*STATED GOAL*
Pull out every line of the listing below where "index" appears.

Start AVAILABLE DATA

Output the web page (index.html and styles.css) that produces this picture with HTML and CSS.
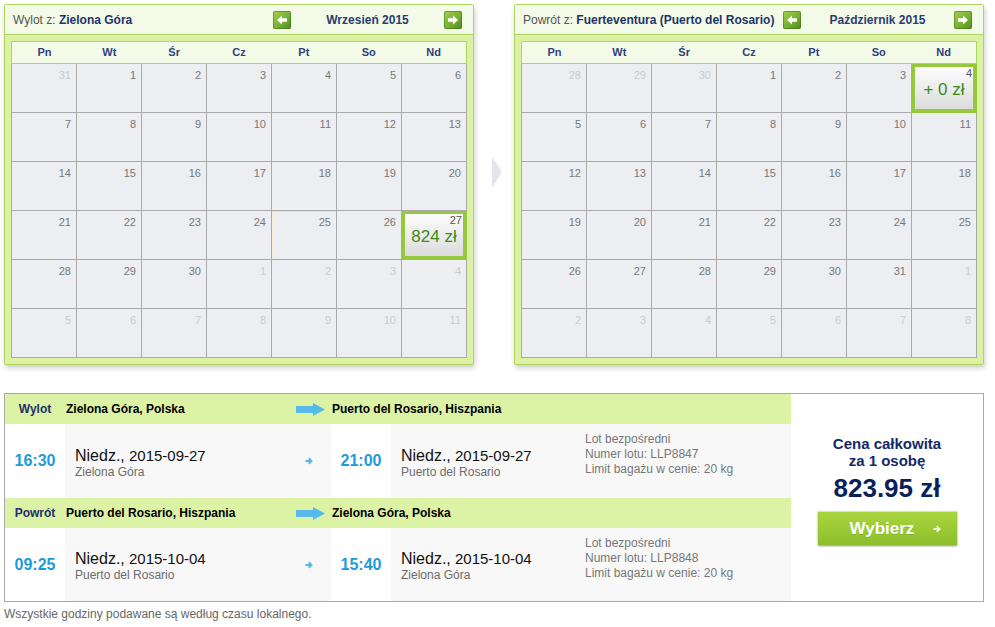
FILE: index.html
```html
<!DOCTYPE html>
<html lang="pl">
<head>
  <meta charset="UTF-8">
  <meta name="viewport" content="width=device-width, initial-scale=1.0">
  <title>Wybór lotu</title>
  <link rel="stylesheet" href="styles.css">
</head>

<body>
  <div class="calendars">
    <!-- wylot -->
    <div class="cal">
      <div class="cal-head">
        <div class="cal-title"><span class="cal-label">Wylot z:</span> <b>Zielona Góra</b></div>
        <div class="cal-nav">
          <span class="nav-btn"><svg width="18" height="18" viewBox="0 0 18 18"><polygon points="4,9 9,4.5 9,7.3 14,7.3 14,10.7 9,10.7 9,13.5" fill="#fff"/></svg></span>
          <span class="cal-month">Wrzesień 2015</span>
          <span class="nav-btn"><svg width="18" height="18" viewBox="0 0 18 18"><polygon points="14,9 9,4.5 9,7.3 4,7.3 4,10.7 9,10.7 9,13.5" fill="#fff"/></svg></span>
        </div>
      </div>
      <div class="cal-body">
        <div class="cal-days">
          <span>Pn</span><span>Wt</span><span>Śr</span><span>Cz</span><span>Pt</span><span>So</span><span>Nd</span>
        </div>
        <div class="cal-grid">
          <div class="day other">31</div><div class="day">1</div><div class="day">2</div><div class="day">3</div><div class="day">4</div><div class="day">5</div><div class="day">6</div>
          <div class="day">7</div><div class="day">8</div><div class="day">9</div><div class="day">10</div><div class="day">11</div><div class="day">12</div><div class="day">13</div>
          <div class="day">14</div><div class="day">15</div><div class="day">16</div><div class="day">17</div><div class="day">18</div><div class="day">19</div><div class="day">20</div>
          <div class="day">21</div><div class="day">22</div><div class="day">23</div><div class="day">24</div><div class="day today">25</div><div class="day">26</div>
          <div class="day picked"><span class="num">27</span><span class="fare">824 zł</span></div>
          <div class="day">28</div><div class="day">29</div><div class="day">30</div><div class="day other">1</div><div class="day other">2</div><div class="day other">3</div><div class="day other">4</div>
          <div class="day other">5</div><div class="day other">6</div><div class="day other">7</div><div class="day other">8</div><div class="day other">9</div><div class="day other">10</div><div class="day other">11</div>
        </div>
      </div>
    </div>

    <div class="cal-gap"><span class="gap-arrow"></span></div>

    <!-- powrót -->
    <div class="cal">
      <div class="cal-head">
        <div class="cal-title"><span class="cal-label">Powrót z:</span> <b>Fuerteventura (Puerto del Rosario)</b></div>
        <div class="cal-nav">
          <span class="nav-btn"><svg width="18" height="18" viewBox="0 0 18 18"><polygon points="4,9 9,4.5 9,7.3 14,7.3 14,10.7 9,10.7 9,13.5" fill="#fff"/></svg></span>
          <span class="cal-month">Październik 2015</span>
          <span class="nav-btn"><svg width="18" height="18" viewBox="0 0 18 18"><polygon points="14,9 9,4.5 9,7.3 4,7.3 4,10.7 9,10.7 9,13.5" fill="#fff"/></svg></span>
        </div>
      </div>
      <div class="cal-body">
        <div class="cal-days">
          <span>Pn</span><span>Wt</span><span>Śr</span><span>Cz</span><span>Pt</span><span>So</span><span>Nd</span>
        </div>
        <div class="cal-grid">
          <div class="day other">28</div><div class="day other">29</div><div class="day other">30</div><div class="day">1</div><div class="day">2</div><div class="day">3</div>
          <div class="day picked"><span class="num">4</span><span class="fare">+ 0 zł</span></div>
          <div class="day">5</div><div class="day">6</div><div class="day">7</div><div class="day">8</div><div class="day">9</div><div class="day">10</div><div class="day">11</div>
          <div class="day">12</div><div class="day">13</div><div class="day">14</div><div class="day">15</div><div class="day">16</div><div class="day">17</div><div class="day">18</div>
          <div class="day">19</div><div class="day">20</div><div class="day">21</div><div class="day">22</div><div class="day">23</div><div class="day">24</div><div class="day">25</div>
          <div class="day">26</div><div class="day">27</div><div class="day">28</div><div class="day">29</div><div class="day">30</div><div class="day">31</div><div class="day other">1</div>
          <div class="day other">2</div><div class="day other">3</div><div class="day other">4</div><div class="day other">5</div><div class="day other">6</div><div class="day other">7</div><div class="day other">8</div>
        </div>
      </div>
    </div>
  </div>

  <div class="flight-box">
    <div class="legs">
      <div class="bar">
        <span class="bar-label">Wylot</span>
        <span class="bar-from">Zielona Góra, Polska
          <svg width="29" height="13" viewBox="0 0 29 13"><polygon points="0,3 17,3 17,0 29,6.5 17,13 17,10 0,10" fill="#56b9ea"/></svg>
        </span>
        <span class="bar-to">Puerto del Rosario, Hiszpania</span>
      </div>
      <div class="leg">
        <div class="time">16:30</div>
        <div class="place">
          <div class="date-block">
            <div class="date"><span class="dow">Niedz.,</span> 2015-09-27</div>
            <div class="city">Zielona Góra</div>
          </div>
          <svg class="go" width="8" height="8" viewBox="0 0 8 8"><path d="M0.5 4H6.5M3.8 1.2L6.6 4L3.8 6.8" stroke="#55b7e6" stroke-width="1.8" fill="none"/></svg>
        </div>
        <div class="time">21:00</div>
        <div class="place wide">
          <div class="date-block">
            <div class="date"><span class="dow">Niedz.,</span> 2015-09-27</div>
            <div class="city">Puerto del Rosario</div>
          </div>
          <div class="notes">Lot bezpośredni<br>Numer lotu: LLP8847<br>Limit bagażu w cenie: 20 kg</div>
        </div>
      </div>

      <div class="bar">
        <span class="bar-label">Powrót</span>
        <span class="bar-from">Puerto del Rosario, Hiszpania
          <svg width="29" height="13" viewBox="0 0 29 13"><polygon points="0,3 17,3 17,0 29,6.5 17,13 17,10 0,10" fill="#56b9ea"/></svg>
        </span>
        <span class="bar-to">Zielona Góra, Polska</span>
      </div>
      <div class="leg last">
        <div class="time">09:25</div>
        <div class="place">
          <div class="date-block">
            <div class="date"><span class="dow">Niedz.,</span> 2015-10-04</div>
            <div class="city">Puerto del Rosario</div>
          </div>
          <svg class="go" width="8" height="8" viewBox="0 0 8 8"><path d="M0.5 4H6.5M3.8 1.2L6.6 4L3.8 6.8" stroke="#55b7e6" stroke-width="1.8" fill="none"/></svg>
        </div>
        <div class="time">15:40</div>
        <div class="place wide">
          <div class="date-block">
            <div class="date"><span class="dow">Niedz.,</span> 2015-10-04</div>
            <div class="city">Zielona Góra</div>
          </div>
          <div class="notes">Lot bezpośredni<br>Numer lotu: LLP8848<br>Limit bagażu w cenie: 20 kg</div>
        </div>
      </div>
    </div>

    <div class="price">
      <div class="price-title">Cena całkowita<br>za 1 osobę</div>
      <div class="price-sum">823.95 zł</div>
      <a class="btn">Wybierz
        <svg width="8" height="8" viewBox="0 0 8 8"><path d="M0.5 4H6.5M3.8 1.2L6.6 4L3.8 6.8" stroke="#fff" stroke-width="1.6" fill="none"/></svg>
      </a>
    </div>
  </div>

  <p class="note">Wszystkie godziny podawane są według czasu lokalnego.</p>
</body>
</html>
```

FILE: styles.css
```css
* {
  box-sizing: border-box;
  padding: 0;
  margin: 0;
}
body {
  padding: 4px;
  font-family: "Liberation Sans", Arial, sans-serif;
  font-size: 12px;
  color: #333;
  background-color: #fff;
}

/* kalendarze */
.calendars {
  display: flex;
  align-items: flex-start;
}
.cal {
  width: 470px;
  border: 1px solid #aed65f;
  border-radius: 2px;
  background-color: #dcf1a4;
  box-shadow: 1px 3px 5px rgba(0, 0, 0, 0.2);
}
.cal-head {
  height: 30px;
  display: flex;
  align-items: center;
  justify-content: space-between;
  padding: 0 11px 0 8px;
  background-color: #f3fbe8;
  border-bottom: 1px solid #aed65f;
  white-space: nowrap;
}
.cal-label { color: #555; }
.cal-title b { color: #23336a; }
.cal-nav {
  width: 189px;
  display: flex;
  align-items: center;
  justify-content: space-between;
}
.cal-month {
  font-weight: bold;
  color: #2b3b72;
}
.nav-btn {
  width: 18px;
  height: 18px;
  border-radius: 2px;
  background: linear-gradient(135deg, #a4d24c 0%, #77b033 55%, #4f8a1e 100%);
  box-shadow: inset 0 0 0 1px rgba(60, 110, 20, 0.5);
}
.nav-btn svg { display: block; }

.cal-body { padding: 6px; }
.cal-days {
  width: 456px;
  height: 23px;
  display: grid;
  grid-template-columns: repeat(7, 1fr);
  border: 1px solid #aed65f;
  background-color: #f3fbe8;
  text-align: center;
  line-height: 21px;
  font-size: 11px;
  font-weight: bold;
  color: #2f3f7c;
}
.cal-grid {
  display: grid;
  grid-template-columns: repeat(7, 65px);
  border-left: 1px solid #aaa;
}
.day {
  height: 49px;
  padding: 5px 5px 0 0;
  border-right: 1px solid #aaa;
  border-bottom: 1px solid #aaa;
  background-color: #eceef1;
  text-align: right;
  font-size: 11px;
  line-height: 13px;
  color: #777;
}
.day.other { color: #c9cbce; }
/* dzisiejszy dzień */
.day.today { box-shadow: inset 0 1px 0 #fbe68a, inset 1px 0 0 #f3efd6; }
.day.picked {
  display: flex;
  flex-direction: column;
  padding: 3px 4px 0 4px;
  border-color: #95c83c;
  box-shadow: inset 0 0 0 3px #95c83c;
  background: linear-gradient(#fff, #d9d9d9);
  color: #555;
}
.fare {
  text-align: center;
  font-size: 17px;
  line-height: 20px;
  color: #3a8a18;
}

.cal-gap {
  width: 40px;
  padding: 153px 0 0 18px;
}
.gap-arrow {
  display: block;
  width: 0;
  height: 0;
  border-left: 10px solid #e2e6eb;
  border-top: 15px solid transparent;
  border-bottom: 16px solid transparent;
}

/* szczegóły lotu */
.flight-box {
  width: 980px;
  margin-top: 28px;
  display: flex;
  border: 1px solid #a9a9a9;
}
.legs { width: 786px; }
.bar {
  height: 30px;
  display: flex;
  align-items: center;
  background-color: #dcf2a4;
  font-weight: bold;
  color: #000;
}
.bar-label {
  width: 60px;
  text-align: center;
  color: #1f2f6a;
}
.bar-from {
  width: 266px;
  display: flex;
  align-items: center;
  justify-content: space-between;
  padding: 0 6px 0 1px;
}
.bar-from svg { display: block; }
.bar-to { padding-left: 1px; }

.leg {
  height: 74px;
  display: flex;
}
.leg.last { height: 73px; }
.time {
  width: 60px;
  display: flex;
  align-items: center;
  justify-content: center;
  background-color: #fff;
  font-size: 16px;
  font-weight: bold;
  color: #1f9ad9;
}
.place {
  width: 266px;
  display: flex;
  align-items: center;
  justify-content: space-between;
  padding: 0 18px 0 10px;
  background-color: #f8f8f8;
}
.place.wide {
  width: 400px;
  justify-content: flex-start;
  padding-right: 0;
}
.date-block { padding-top: 3px; }
.place.wide .date-block { width: 184px; }
.date {
  font-size: 15px;
  line-height: 18px;
  color: #111;
}
.dow { font-size: 16px; }
.city {
  font-size: 12px;
  line-height: 14px;
  color: #6b6b6b;
}
.go { display: block; }
.notes {
  align-self: flex-start;
  padding-top: 8px;
  line-height: 15px;
  color: #777;
}

.price {
  flex: 1;
  display: flex;
  flex-direction: column;
  align-items: center;
  padding-top: 41px;
  background-color: #fff;
}
.price-title {
  text-align: center;
  font-size: 15px;
  line-height: 17px;
  font-weight: bold;
  color: #13296a;
}
.price-sum {
  margin-top: 4px;
  font-size: 26px;
  line-height: 30px;
  font-weight: bold;
  color: #0b1f5c;
}
.btn {
  width: 139px;
  height: 34px;
  margin-top: 8px;
  display: flex;
  align-items: center;
  gap: 19px;
  padding-left: 32px;
  border-top: 1px solid #d8ef8e;
  background: linear-gradient(#a9d53f, #8dbf2b);
  box-shadow: 0 1px 2px rgba(0, 0, 0, 0.45);
  font-size: 17px;
  font-weight: bold;
  color: #fff;
  text-shadow: 0 1px 0 rgba(0, 0, 0, 0.12);
  cursor: pointer;
}
.btn svg { display: block; }

.note {
  margin-top: 5px;
  line-height: 14px;
  color: #666;
}
```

End AVAILABLE DATA

*RESULT FOR THIS EXERCISE*
Output the web page (index.html and styles.css) that produces this picture with HTML and CSS.
FILE: index.html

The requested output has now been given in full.